Created attachment 107393 [details]
/var/log/messages
Captured at the same point as 107392.
The Tx AMSDU logic seems to have some problem which causes USB bus hang during data traffic in certain scenarios. We are debugging the Tx AMSDU code. Since Tx amsdu is by default disabled in latest mainline, you can cherry-pick this patch for 3.10.x and try again. c9e2404 mwifiex: enable/disable tx_amsdu support via module parameter Created attachment 107432 [details]
dmesg, Linux 3.11.0
OK, 3.11.0 has c9e2404:
# cat /sys/module/mwifiex/parameters/enable_tx_amsdu
N
However, the issue is still here.
I have attached a tarball with several dmesg outputs:
dmesg_3.11_1 - a couple of seconds after the interface hangs, nothing special as I see.
dmesg_3.11_2 - after some time with the interface hung:
# grep Tx\ ti dmesg_3.11_2
[24268.907543] usb 3-3: 4318924992 : Tx timeout(#35), bss_type-num = 0-0
[24273.917852] usb 3-3: 4318930000 : Tx timeout(#36), bss_type-num = 0-0
[24278.928168] usb 3-3: 4318935008 : Tx timeout(#37), bss_type-num = 0-0
dmesg_3.11_3 - just after I have tried to take the interface down then up again (that didn't help - had to rmmod mwifiex_usb && modprobe mwifiex_usb)
Thanks in advance!
Created attachment 107433 [details]
/var/log/messages, Linux 3.11.0
Created attachment 107443 [details] Remove 4 bytes of redundant headroom for USB Apparently there is a bug in TX_AMSDU path for USB. Please try this patch for the original "cmd timeout" issue (comment #3, with TX_AMSDU enabled).
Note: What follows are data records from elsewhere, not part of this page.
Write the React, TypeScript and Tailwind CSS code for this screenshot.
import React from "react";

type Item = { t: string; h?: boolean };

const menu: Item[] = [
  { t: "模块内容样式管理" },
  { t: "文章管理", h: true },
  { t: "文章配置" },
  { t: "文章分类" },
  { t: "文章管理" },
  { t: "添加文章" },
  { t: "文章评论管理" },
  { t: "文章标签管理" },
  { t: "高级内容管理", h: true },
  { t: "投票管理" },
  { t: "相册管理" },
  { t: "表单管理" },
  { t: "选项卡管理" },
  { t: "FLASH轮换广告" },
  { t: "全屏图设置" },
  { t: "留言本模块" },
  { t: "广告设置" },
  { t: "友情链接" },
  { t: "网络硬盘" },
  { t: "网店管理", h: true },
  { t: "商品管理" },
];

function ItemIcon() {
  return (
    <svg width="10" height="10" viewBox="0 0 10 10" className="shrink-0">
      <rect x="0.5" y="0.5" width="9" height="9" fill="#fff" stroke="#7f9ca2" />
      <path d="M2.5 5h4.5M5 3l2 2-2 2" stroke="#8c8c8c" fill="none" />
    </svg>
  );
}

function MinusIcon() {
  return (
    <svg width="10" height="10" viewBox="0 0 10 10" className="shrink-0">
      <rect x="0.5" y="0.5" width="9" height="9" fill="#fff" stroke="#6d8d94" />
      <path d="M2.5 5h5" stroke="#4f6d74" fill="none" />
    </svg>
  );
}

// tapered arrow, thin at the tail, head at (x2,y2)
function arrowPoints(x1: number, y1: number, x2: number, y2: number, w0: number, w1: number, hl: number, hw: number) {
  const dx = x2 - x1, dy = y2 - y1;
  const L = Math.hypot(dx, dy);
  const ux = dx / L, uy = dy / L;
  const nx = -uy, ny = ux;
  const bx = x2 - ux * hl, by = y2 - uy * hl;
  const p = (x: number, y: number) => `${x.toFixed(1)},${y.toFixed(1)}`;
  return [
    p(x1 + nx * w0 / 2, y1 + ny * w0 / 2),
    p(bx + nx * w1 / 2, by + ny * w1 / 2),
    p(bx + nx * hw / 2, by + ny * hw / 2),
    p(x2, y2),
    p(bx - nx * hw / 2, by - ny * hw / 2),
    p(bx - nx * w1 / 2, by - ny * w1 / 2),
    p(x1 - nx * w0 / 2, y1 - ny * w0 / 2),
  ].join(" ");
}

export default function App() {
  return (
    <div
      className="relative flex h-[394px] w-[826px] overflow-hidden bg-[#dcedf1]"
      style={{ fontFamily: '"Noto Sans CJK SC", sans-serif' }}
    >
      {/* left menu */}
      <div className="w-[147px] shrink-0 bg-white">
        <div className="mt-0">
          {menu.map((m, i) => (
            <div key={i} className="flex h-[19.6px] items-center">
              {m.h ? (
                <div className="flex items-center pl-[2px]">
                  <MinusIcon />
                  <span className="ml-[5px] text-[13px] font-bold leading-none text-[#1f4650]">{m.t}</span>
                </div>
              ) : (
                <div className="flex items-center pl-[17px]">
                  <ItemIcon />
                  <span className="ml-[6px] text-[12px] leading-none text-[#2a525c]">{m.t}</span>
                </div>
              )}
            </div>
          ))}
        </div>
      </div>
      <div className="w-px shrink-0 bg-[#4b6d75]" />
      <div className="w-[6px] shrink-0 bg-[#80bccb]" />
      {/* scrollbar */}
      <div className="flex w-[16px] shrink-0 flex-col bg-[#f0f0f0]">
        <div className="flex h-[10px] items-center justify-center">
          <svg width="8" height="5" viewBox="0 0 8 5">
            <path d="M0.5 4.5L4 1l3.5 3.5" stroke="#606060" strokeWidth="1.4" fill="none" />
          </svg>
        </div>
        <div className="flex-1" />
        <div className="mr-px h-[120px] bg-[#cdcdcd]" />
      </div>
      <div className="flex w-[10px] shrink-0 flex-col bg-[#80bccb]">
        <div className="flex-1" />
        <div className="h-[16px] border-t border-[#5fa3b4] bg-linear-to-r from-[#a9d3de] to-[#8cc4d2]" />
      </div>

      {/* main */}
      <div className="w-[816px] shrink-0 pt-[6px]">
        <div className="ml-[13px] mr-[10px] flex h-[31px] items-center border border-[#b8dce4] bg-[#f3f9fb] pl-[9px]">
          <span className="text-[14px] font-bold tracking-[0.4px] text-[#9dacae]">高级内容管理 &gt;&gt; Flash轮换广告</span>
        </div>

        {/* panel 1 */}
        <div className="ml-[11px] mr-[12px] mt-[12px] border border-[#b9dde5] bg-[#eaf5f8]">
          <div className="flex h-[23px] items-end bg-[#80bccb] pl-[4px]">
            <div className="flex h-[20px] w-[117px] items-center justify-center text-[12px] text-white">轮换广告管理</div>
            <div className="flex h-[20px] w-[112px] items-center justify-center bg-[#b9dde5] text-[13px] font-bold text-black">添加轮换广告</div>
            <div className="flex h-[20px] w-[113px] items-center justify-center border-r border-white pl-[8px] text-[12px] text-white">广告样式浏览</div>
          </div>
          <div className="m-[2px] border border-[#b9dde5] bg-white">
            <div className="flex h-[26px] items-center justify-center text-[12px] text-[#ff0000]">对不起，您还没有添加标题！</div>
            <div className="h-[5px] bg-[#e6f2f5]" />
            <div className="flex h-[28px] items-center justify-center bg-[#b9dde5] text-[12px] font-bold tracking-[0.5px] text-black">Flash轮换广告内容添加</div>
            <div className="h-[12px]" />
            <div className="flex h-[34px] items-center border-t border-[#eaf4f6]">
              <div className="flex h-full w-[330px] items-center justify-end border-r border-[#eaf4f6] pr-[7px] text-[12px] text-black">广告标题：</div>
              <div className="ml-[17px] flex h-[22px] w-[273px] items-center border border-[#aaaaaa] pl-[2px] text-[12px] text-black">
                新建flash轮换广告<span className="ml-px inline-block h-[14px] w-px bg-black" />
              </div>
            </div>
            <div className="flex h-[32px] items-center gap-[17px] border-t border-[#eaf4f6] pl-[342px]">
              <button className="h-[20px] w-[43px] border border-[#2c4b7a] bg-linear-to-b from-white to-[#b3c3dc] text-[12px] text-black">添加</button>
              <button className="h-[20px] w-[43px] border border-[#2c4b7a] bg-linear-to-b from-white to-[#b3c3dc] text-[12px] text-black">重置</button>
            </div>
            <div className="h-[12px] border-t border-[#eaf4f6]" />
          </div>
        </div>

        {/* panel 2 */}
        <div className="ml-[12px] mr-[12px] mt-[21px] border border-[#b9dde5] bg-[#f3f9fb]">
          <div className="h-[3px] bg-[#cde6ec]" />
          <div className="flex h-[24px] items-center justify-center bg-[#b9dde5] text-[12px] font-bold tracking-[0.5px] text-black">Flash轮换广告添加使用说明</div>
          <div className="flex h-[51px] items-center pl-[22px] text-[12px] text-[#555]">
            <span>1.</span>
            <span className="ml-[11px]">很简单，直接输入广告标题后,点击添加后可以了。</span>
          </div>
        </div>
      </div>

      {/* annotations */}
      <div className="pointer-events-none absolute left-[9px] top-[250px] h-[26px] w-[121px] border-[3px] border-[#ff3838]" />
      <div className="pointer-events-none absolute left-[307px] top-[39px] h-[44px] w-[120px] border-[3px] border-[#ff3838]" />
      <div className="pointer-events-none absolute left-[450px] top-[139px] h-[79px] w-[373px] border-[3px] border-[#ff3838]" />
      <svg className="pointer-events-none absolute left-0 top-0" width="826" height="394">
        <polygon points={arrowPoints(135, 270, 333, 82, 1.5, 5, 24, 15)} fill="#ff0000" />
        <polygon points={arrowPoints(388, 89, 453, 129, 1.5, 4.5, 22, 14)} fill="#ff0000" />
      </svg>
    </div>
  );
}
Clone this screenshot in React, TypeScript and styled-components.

The "Tx timeout" (comment #6, with TX_AMSDU disabled) could be a different problem. We will try to replicate this issue. Created attachment 107448 [details] dmesg, Linux 3.11.0, enable_tx_amsdu=Y # cat /sys/module/mwifiex/parameters/enable_tx_amsdu Y I don't see cmd_timeouts in first attached dmesg output (right after hang). BTW, ping says ENOBUFS again (it didn't in comment #6 test, maybe I hadn't waited enough). Second dmesg output is made just after I had tried to reset interface and it turned RF kill on by itself (comment #6 had rfkill issue, too), and has Tx timeouts just in case you need it. I have just encountered Bluetooth hang (309.189327). This one has cmd_timeouts. It's the third dmesg, but sorry, I had no +p set. I'll try to catch that one again with wired keyboard since BT hangs are often now. Later in this output you can see me trying to reinsert mwifiex_usb (+p this time) but mlan0 does not gets created. Could you please test this combination with 3.11.0? Thanks! 1. apply the patch in attachment 107743 2. apply commit 1211c961170cedb21c30d5bb7e2033c8720b38db (mainline) 3. enable_tx_amsdu=N 4. enable dynamic_debug for module: mwifiex, mwifiex_module, btusb 5. hcidump -XV (on the hci interface created by USB8797) Also, please run the test without Bluetooth to nail down the problem. You can blacklist or rename the btusb module. Created attachment 107481 [details] test results for scenarios in #10 and #11, Linux 3.11.0 run1/ is as in comment #10. run2/ is as in comment #11. Created attachment 108061 [details]
Print pending Tx URBs
Dmitry, thanks for the tests.
In run1 (WLAN+BT), it seems no cmd/data timeout in the logs. There are some "data: -ENOSR is returned" messages though. Did you get the interface hang issue in this test?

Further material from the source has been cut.